Defense ends closing arguments in trial of the killing of Ahmaud Arbery

Demonstrators, who described themselves as members of the New Black Panther Party and the Lion of Judah Armed Forces, told CNN that they are there exercising their Second Amendment rights. 
Demonstrators, who described themselves as members of the New Black Panther Party and the Lion of Judah Armed Forces, told CNN that they are there exercising their Second Amendment rights.  (CNN)

While attorneys presented their closing arguments inside the courtroom, several groups who said they were there to support Ahmaud Arbery’s family gathered just outside the courthouse doors. 

Demonstrators, who described themselves as members of the New Black Panther Party and the Lion of Judah Armed Forces, told CNN that they are there exercising their Second Amendment rights. 

Some members of the crowd could be seen wearing body armor and carrying long guns. 

After the lunch break, defense attorney Kevin Gough motioned for a mistrial because of the situation outside the courthouse. The judge denied the motion. 

A spokesperson for the Glynn County Unified Command, who declined to be named due to the sensitivity of the event, estimated the number of protesters gathered outside the courthouse to be between 70 and 80 people, a much smaller crowd than the nearly 500 people who gathered for a prayer vigil organized by the Rev. Al Sharpton last week. 

“Nothing to suggest at this point that they will see anything other than peaceful protests,” the spokesperson said, adding, “We have plans in place if resources are needed.” 
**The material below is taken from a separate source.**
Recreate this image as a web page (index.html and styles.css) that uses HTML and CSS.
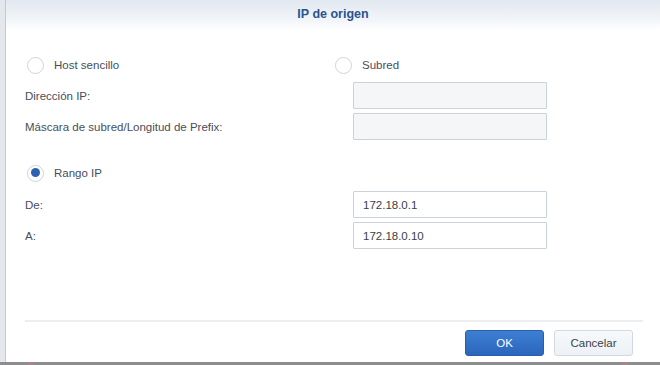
FILE: index.html
```html
<!DOCTYPE html>
<html lang="es">
  <head>
    <meta charset="UTF-8" />
    <meta name="viewport" content="width=device-width, initial-scale=1.0" />
    <title>IP de origen</title>
    <link rel="stylesheet" href="styles.css">
  </head>
  <body>
    <div class="dialog">
      <div class="header">IP de origen</div>

      <div class="content">
        <div class="radio-row first">
          <label class="radio"><span class="dot"></span>Host sencillo</label>
          <label class="radio right"><span class="dot"></span>Subred</label>
        </div>
        <div class="field">
          <span class="label">Dirección IP:</span>
          <input type="text" class="input" disabled />
        </div>
        <div class="field">
          <span class="label">Máscara de subred/Longitud de Prefix:</span>
          <input type="text" class="input" disabled />
        </div>

        <div class="radio-row second">
          <label class="radio"><span class="dot checked"></span>Rango IP</label>
        </div>
        <div class="field">
          <span class="label">De:</span>
          <input type="text" class="input" value="172.18.0.1" />
        </div>
        <div class="field">
          <span class="label">A:</span>
          <input type="text" class="input" value="172.18.0.10" />
        </div>
      </div>

      <div class="footer">
        <button type="button" class="btn primary">OK</button>
        <button type="button" class="btn">Cancelar</button>
      </div>
    </div>
    <div class="bottom-bar"></div>
  </body>
</html>
```

FILE: styles.css
```css
html,
body {
  margin: 0;
  height: 100%;
  overflow: hidden;
}
body {
  font-family: "Liberation Sans", Arial, sans-serif;
  font-size: 11.5px;
  color: #464e5b;
  background-color: #e4e7eb;
}
.dialog {
  margin-left: 5px;
  height: 362px;
  background-color: #fff;
  border-left: 1px solid #c4c9d0;
  display: flex;
  flex-direction: column;
}
.header {
  height: 30px;
  line-height: 29px;
  text-align: center;
  font-size: 12.5px;
  font-weight: bold;
  color: #2a5391;
  background: linear-gradient(#e2e8f0, #f3f6f9 70%, #fff);
}
.content {
  padding: 25px 0 0 19px;
  flex: 1;
}
.radio-row {
  display: flex;
  height: 20px;
  align-items: center;
}
.radio-row.second {
  margin-top: 23px;
}
.radio {
  display: flex;
  align-items: center;
  width: 308px;
}
.radio.right {
  width: auto;
}
.dot {
  box-sizing: border-box;
  width: 17px;
  height: 17px;
  margin: 0 10px 0 2px;
  border: 1.5px solid #cfd4da;
  border-radius: 50%;
  background-color: #fff;
  position: relative;
}
.dot.checked::after {
  content: "";
  position: absolute;
  left: 2.5px;
  top: 2.5px;
  width: 9px;
  height: 9px;
  border-radius: 50%;
  background-color: #2c62b0;
}
.field {
  display: flex;
  align-items: center;
  margin-top: 4px;
}
.radio-row + .field {
  margin-top: 7px;
}
.radio-row.second + .field {
  margin-top: 8px;
}
.label {
  width: 328px;
}
.input {
  box-sizing: border-box;
  width: 194px;
  height: 27px;
  margin: 0;
  padding: 0 9px;
  border: 1px solid #cbd2dc;
  border-radius: 1px;
  background-color: #fff;
  font-family: inherit;
  font-size: 11.5px;
  color: #3a3f47;
}
.input:disabled {
  background-color: #f4f6f8;
}
.footer {
  margin: 0 17px 0 19px;
  height: 42px;
  border-top: 2px solid #eceff2;
  display: flex;
  justify-content: flex-end;
  align-items: flex-start;
  padding: 8px 10px 0 0;
  box-sizing: border-box;
  gap: 10px;
}
.btn {
  box-sizing: border-box;
  width: 79px;
  height: 26px;
  padding: 0;
  border: 1px solid #d3d9e1;
  border-radius: 3px;
  background: linear-gradient(#f7f9fb, #edf1f5);
  font-family: inherit;
  font-size: 11.5px;
  color: #3a3f47;
}
.btn.primary {
  border-color: #2a5ea6;
  background: linear-gradient(#3d7fd4, #2b66bb);
  color: #fff;
}
.bottom-bar {
  height: 3px;
  background: linear-gradient(90deg, #8d8d8d 0, #8d8d8d 28px, #a7858f 28px, #a7858f 34px, #8d8d8d 34px, #8d8d8d 622px, #a7858f 622px, #a7858f 628px, #8d8d8d 628px);
}
```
As they departed the courthouse for lunch, members of the defense teams for all three defendants could be seen talking to some of the protesters with guns.  
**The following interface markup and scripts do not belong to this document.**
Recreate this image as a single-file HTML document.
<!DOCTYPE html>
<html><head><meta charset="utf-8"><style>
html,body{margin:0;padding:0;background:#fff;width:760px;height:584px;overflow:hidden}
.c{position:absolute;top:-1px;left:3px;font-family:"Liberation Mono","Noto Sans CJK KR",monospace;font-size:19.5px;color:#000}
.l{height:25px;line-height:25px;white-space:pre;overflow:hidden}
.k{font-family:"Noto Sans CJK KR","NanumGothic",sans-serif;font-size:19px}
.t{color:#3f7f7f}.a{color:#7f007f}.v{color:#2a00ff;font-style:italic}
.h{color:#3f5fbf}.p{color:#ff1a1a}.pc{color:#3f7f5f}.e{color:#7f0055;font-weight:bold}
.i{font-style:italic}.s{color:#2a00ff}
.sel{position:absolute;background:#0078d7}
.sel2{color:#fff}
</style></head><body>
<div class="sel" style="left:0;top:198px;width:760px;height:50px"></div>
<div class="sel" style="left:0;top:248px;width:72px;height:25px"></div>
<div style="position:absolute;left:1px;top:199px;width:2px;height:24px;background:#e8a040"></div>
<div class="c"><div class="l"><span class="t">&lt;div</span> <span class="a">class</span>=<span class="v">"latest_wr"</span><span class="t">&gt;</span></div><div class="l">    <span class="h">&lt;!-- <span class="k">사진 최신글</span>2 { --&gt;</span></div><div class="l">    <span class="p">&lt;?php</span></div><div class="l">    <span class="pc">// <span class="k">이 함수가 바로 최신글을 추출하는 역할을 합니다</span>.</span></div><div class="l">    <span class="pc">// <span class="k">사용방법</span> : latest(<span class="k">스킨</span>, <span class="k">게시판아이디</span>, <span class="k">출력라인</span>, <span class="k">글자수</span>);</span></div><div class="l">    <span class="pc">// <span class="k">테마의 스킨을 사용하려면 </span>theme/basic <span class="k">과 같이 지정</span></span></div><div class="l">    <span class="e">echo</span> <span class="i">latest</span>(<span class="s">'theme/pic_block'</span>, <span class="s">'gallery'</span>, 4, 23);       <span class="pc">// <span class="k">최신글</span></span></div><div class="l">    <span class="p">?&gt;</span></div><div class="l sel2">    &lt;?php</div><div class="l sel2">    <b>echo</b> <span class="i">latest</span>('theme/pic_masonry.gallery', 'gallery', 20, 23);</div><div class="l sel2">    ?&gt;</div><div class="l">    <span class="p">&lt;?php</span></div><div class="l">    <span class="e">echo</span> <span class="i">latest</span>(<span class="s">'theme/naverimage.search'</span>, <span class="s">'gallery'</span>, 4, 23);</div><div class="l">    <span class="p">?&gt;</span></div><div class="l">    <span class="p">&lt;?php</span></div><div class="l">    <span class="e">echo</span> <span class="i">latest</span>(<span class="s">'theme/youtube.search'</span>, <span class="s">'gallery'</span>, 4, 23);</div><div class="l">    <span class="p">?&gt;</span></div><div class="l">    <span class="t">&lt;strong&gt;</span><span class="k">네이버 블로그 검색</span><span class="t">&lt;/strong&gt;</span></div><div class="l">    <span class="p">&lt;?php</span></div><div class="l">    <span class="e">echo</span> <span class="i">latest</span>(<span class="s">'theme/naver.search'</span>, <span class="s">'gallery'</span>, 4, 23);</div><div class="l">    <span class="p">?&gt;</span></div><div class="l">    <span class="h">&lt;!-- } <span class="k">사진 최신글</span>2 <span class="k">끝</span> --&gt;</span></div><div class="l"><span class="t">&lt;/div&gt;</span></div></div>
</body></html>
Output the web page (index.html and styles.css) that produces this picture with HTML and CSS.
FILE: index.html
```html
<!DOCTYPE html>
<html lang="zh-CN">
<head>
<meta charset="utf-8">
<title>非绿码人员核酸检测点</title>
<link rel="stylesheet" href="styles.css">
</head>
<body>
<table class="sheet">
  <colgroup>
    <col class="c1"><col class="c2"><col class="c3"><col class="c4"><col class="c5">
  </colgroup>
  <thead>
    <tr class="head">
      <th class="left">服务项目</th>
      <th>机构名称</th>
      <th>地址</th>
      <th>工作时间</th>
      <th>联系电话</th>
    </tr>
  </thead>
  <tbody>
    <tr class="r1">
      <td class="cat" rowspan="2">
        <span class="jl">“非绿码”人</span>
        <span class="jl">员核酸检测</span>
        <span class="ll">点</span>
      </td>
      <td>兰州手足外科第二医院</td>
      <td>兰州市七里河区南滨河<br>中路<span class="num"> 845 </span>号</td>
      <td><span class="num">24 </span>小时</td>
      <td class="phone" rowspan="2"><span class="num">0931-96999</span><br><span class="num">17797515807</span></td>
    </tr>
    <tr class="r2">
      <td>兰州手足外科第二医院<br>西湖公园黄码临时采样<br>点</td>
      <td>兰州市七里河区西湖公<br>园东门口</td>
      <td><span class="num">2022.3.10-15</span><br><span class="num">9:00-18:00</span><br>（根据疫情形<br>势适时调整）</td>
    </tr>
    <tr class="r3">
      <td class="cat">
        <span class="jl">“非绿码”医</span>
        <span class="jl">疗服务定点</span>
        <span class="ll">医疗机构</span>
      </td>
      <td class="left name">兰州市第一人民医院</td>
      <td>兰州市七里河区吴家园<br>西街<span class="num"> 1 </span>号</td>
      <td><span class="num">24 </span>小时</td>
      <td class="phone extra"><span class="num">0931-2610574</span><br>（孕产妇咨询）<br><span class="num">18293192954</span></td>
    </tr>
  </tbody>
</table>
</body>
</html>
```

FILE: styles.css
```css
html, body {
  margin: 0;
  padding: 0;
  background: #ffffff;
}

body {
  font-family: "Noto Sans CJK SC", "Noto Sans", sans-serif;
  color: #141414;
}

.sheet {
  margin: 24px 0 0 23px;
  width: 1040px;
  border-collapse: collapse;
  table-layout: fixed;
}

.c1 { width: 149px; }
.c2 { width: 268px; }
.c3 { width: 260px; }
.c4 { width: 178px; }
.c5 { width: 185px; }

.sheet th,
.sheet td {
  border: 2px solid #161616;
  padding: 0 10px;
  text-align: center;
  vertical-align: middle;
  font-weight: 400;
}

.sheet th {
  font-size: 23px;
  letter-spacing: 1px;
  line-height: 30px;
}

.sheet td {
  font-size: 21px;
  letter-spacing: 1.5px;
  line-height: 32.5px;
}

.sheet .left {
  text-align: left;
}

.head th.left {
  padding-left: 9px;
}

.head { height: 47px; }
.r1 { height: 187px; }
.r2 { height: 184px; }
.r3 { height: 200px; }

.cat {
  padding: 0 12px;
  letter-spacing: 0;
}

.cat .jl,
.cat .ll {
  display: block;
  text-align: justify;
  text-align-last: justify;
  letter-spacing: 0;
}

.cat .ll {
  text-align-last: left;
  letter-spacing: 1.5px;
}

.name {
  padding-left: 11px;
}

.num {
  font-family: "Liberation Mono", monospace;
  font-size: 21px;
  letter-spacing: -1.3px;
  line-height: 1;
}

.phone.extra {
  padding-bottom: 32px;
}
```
A rally is expected later this afternoon around the perimeter of the courthouse, according to a spokesperson for the Lion of Judah Armed Forces who told CNN that they are in Brunswick “out of love” and “standing in solidarity” with the Arbery family. 

An art installation in the shape of a casket with the names of Black people who have been killed in incidents involving police violence was also placed outside the courthouse. Malik Barlow, a marketing consultant speaking for artist Darrell Kelley, said the casket is a “metaphor,” and a way for the artist to exercise his First Amendment rights.